- _DATA SHOWN_:
[Begin]

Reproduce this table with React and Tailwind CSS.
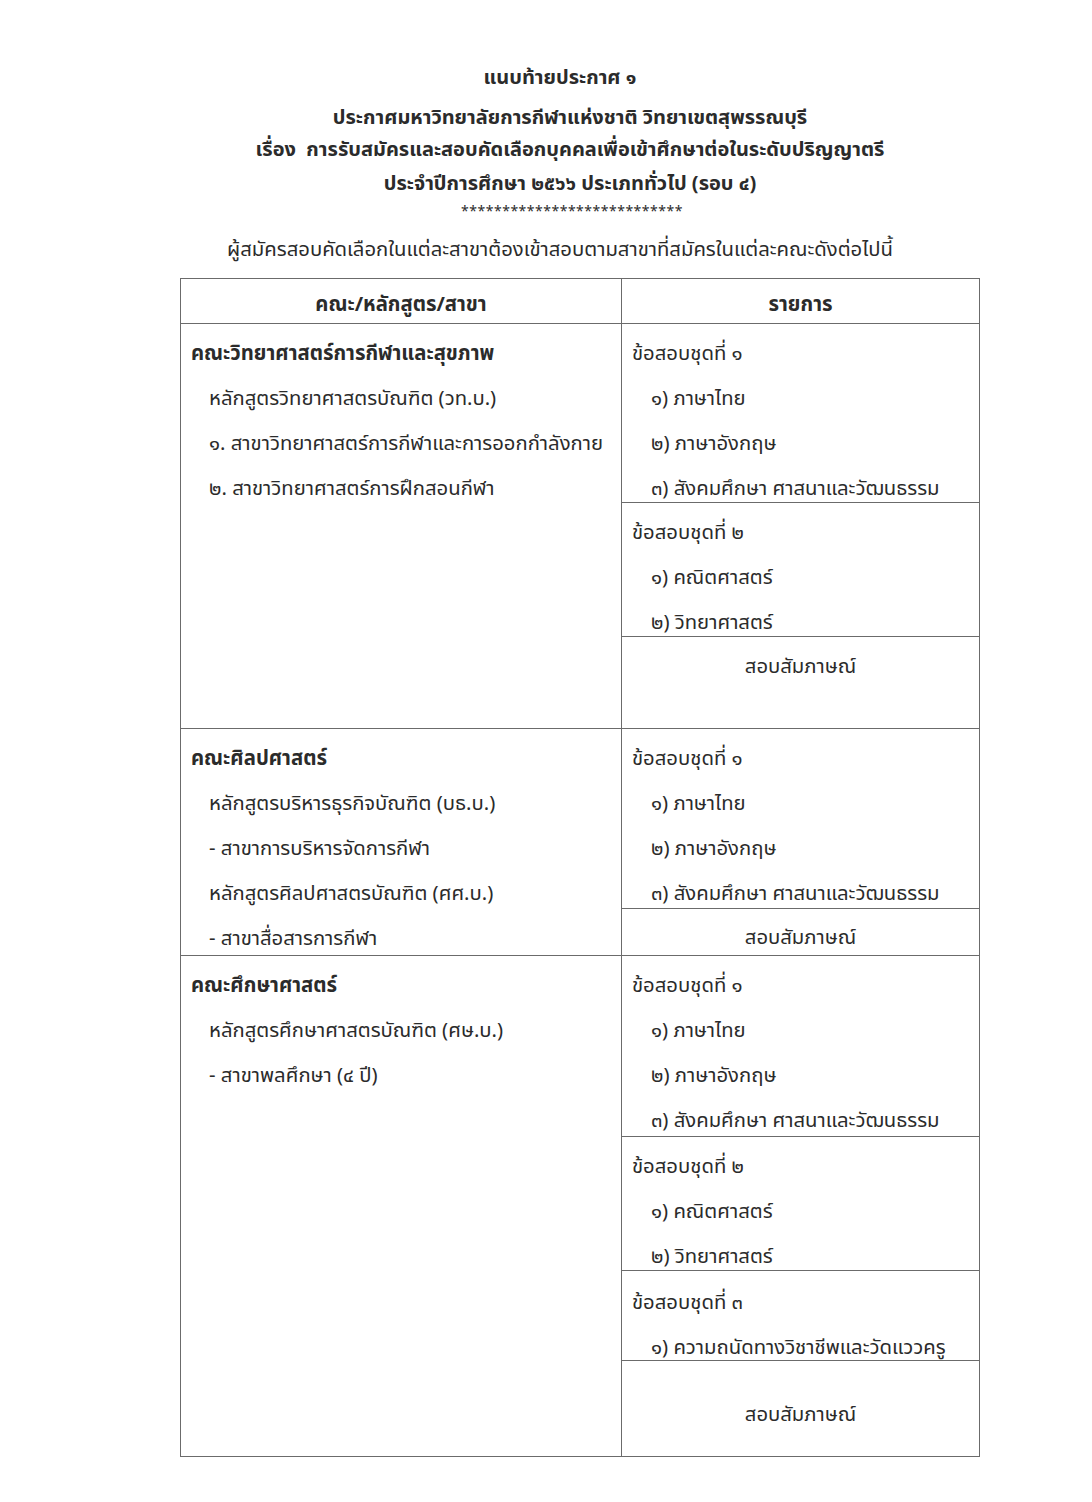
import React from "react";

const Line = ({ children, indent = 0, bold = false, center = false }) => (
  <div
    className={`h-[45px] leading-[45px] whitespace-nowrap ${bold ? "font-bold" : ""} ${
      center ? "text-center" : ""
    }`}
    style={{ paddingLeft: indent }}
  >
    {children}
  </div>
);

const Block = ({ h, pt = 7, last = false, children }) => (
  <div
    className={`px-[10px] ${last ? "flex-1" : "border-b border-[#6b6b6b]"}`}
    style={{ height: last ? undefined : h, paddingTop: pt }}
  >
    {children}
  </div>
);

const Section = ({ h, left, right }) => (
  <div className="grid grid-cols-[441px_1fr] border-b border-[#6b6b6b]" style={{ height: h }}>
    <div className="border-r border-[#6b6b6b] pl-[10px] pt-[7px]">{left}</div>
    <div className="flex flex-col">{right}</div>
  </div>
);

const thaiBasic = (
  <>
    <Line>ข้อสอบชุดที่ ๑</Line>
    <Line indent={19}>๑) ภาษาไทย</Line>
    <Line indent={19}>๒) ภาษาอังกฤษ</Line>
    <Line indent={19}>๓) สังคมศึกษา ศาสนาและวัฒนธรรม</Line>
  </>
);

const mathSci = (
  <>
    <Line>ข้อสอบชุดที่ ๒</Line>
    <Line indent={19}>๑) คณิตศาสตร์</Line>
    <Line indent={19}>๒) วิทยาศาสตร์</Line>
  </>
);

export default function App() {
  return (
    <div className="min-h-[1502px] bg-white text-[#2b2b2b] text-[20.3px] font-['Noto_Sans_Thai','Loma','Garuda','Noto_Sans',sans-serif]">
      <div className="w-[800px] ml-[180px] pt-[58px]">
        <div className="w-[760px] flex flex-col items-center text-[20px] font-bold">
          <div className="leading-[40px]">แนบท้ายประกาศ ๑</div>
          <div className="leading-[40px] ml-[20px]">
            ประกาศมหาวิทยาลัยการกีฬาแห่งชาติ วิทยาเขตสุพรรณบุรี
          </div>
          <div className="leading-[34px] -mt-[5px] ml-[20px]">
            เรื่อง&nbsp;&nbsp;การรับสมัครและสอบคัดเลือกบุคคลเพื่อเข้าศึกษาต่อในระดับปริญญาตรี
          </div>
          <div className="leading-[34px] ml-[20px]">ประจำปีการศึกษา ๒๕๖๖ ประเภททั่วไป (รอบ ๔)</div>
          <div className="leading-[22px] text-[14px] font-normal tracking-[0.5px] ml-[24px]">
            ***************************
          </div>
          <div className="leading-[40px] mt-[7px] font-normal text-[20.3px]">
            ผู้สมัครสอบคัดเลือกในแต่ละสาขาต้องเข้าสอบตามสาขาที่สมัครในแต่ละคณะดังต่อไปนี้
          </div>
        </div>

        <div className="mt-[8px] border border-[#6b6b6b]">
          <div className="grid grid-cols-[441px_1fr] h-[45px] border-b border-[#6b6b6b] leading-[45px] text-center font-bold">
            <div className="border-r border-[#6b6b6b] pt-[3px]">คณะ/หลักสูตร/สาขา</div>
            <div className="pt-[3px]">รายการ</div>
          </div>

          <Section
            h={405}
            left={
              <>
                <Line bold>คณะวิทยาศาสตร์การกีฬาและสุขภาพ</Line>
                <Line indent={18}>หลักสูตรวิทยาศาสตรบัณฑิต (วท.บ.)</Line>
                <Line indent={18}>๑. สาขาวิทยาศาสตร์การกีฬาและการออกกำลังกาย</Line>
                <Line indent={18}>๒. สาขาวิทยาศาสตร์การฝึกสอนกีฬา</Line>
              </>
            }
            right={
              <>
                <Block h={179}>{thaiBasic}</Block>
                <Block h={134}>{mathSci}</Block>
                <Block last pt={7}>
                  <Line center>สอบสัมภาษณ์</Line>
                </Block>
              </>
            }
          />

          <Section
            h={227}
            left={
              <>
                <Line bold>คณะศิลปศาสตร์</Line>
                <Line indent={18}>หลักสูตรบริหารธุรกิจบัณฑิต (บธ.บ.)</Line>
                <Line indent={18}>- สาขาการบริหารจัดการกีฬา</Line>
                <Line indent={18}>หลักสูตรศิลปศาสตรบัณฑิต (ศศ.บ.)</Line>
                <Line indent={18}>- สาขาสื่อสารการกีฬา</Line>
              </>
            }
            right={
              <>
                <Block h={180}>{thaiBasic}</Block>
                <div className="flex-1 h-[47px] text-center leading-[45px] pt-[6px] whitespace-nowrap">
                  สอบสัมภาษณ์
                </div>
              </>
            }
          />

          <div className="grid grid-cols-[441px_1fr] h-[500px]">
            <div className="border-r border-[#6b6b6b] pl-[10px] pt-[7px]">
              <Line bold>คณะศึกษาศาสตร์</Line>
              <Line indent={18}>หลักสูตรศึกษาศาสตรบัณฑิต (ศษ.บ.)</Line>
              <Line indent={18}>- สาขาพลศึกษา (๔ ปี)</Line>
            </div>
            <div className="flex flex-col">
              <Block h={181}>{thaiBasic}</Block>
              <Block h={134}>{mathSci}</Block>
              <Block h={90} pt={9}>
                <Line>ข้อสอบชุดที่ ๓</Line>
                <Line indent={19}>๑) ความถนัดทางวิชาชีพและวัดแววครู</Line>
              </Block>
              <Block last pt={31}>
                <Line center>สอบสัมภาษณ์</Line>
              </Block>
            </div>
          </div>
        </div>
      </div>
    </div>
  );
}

[End]
[Begin]

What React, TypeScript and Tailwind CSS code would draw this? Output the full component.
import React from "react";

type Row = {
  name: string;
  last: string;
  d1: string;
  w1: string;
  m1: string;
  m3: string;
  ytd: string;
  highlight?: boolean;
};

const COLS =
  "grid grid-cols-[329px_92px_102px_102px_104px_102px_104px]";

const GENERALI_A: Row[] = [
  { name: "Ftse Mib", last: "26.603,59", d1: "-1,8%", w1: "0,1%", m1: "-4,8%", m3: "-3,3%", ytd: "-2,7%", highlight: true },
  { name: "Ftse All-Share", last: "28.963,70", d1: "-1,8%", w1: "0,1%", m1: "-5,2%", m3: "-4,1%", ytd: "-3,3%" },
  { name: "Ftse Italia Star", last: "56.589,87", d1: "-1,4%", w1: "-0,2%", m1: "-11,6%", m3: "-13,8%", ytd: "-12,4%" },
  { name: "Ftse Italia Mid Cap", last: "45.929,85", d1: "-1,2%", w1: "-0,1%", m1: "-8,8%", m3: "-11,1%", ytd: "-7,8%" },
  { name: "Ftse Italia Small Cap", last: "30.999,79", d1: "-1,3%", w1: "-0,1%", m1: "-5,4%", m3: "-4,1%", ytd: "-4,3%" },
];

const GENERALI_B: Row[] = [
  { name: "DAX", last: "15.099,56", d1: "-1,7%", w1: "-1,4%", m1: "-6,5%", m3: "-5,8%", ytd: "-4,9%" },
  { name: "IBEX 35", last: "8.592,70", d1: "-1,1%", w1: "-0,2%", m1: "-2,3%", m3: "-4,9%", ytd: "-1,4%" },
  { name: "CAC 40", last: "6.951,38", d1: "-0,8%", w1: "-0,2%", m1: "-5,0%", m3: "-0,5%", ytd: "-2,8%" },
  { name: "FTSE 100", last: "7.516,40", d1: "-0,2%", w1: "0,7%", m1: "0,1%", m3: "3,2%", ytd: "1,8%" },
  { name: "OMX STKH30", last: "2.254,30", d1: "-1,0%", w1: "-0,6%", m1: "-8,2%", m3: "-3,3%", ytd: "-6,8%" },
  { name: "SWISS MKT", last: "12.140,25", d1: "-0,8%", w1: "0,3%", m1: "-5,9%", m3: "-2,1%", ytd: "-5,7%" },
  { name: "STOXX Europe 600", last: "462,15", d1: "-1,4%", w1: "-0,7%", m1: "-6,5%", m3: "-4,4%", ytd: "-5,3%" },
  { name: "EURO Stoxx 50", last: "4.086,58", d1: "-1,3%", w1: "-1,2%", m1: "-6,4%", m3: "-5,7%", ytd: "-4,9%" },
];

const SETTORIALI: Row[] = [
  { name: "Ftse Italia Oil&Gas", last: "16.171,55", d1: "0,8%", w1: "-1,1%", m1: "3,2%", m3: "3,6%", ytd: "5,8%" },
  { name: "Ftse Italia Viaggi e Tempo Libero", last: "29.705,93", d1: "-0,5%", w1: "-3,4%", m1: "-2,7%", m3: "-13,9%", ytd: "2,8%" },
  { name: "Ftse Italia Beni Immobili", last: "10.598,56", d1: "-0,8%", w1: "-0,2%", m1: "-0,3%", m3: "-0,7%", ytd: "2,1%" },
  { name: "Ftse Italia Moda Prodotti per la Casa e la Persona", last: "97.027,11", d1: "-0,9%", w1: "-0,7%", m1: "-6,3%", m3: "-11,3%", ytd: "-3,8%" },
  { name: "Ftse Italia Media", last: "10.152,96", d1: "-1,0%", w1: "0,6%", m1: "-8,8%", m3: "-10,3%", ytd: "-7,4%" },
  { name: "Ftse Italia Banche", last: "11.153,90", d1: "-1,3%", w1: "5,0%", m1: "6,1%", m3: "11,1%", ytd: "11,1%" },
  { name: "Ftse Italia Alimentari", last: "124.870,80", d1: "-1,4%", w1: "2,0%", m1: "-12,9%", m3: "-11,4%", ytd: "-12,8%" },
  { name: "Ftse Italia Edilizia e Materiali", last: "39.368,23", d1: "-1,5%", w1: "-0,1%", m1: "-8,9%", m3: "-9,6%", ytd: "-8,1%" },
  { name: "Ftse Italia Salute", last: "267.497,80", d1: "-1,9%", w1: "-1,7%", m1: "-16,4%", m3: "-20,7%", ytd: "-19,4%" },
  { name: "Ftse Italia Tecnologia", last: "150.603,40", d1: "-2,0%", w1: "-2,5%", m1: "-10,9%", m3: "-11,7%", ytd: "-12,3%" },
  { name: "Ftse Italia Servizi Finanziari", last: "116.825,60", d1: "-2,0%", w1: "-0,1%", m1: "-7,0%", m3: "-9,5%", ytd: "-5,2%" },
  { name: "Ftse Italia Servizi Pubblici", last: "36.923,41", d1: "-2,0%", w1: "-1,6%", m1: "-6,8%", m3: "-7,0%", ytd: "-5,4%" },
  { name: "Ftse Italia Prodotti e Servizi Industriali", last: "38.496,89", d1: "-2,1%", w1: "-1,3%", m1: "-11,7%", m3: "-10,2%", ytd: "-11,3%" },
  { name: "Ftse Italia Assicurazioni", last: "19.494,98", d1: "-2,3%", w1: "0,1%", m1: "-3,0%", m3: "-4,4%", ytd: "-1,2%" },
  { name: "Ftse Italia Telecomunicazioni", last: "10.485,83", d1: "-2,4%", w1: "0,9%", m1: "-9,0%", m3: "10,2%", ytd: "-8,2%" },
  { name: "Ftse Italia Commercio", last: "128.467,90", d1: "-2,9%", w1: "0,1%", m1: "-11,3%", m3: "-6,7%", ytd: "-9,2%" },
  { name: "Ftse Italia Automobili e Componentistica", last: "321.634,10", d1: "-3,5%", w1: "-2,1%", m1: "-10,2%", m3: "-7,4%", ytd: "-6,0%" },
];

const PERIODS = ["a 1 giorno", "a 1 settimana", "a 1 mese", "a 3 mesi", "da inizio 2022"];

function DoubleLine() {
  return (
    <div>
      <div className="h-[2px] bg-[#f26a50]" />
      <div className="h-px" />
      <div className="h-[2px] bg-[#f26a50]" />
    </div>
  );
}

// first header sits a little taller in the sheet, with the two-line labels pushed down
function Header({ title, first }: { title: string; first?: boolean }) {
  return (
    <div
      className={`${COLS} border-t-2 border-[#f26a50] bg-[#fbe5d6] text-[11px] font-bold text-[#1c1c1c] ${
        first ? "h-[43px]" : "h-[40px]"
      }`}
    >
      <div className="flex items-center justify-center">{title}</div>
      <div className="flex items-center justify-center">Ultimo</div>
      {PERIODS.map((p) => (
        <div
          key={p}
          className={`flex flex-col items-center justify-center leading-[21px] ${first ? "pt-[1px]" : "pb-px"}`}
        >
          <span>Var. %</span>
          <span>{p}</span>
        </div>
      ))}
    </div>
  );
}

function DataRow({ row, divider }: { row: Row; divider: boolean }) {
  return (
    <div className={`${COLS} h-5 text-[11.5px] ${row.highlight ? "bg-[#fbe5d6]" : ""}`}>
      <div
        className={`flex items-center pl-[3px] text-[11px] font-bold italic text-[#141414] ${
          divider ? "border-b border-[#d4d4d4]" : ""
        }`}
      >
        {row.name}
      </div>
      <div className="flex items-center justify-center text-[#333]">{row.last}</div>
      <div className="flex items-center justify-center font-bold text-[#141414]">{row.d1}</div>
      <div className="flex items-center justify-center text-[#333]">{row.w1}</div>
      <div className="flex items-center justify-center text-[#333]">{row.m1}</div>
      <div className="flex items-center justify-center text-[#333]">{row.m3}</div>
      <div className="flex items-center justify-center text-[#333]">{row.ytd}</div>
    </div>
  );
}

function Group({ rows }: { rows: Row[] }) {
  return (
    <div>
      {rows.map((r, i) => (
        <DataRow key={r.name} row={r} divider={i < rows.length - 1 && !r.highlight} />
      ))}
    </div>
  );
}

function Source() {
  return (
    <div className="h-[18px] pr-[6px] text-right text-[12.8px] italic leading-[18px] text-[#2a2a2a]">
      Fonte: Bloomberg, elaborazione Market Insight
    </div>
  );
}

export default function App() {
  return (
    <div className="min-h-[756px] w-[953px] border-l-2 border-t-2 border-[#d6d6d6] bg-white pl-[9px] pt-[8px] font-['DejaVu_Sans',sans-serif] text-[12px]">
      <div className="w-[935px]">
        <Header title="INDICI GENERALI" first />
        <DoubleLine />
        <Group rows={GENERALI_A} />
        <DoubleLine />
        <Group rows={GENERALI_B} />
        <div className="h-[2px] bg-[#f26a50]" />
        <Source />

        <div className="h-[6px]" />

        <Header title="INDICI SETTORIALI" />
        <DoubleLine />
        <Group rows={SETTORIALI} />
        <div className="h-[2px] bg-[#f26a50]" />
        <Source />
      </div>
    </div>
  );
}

[End]
[Begin]

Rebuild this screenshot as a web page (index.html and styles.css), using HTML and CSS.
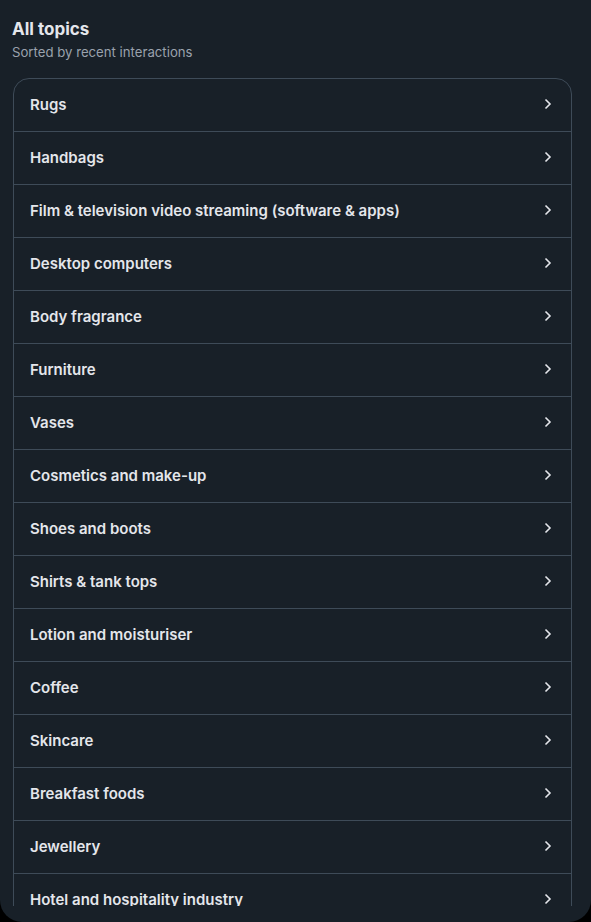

[End]

- _REQUIREMENT_:
Pull every line containing the word "with" out of the material and copy it.

- _CORRECT RESPONSE_:
Reproduce this table with React and Tailwind CSS.
// first header sits a little taller in the sheet, with the two-line labels pushed down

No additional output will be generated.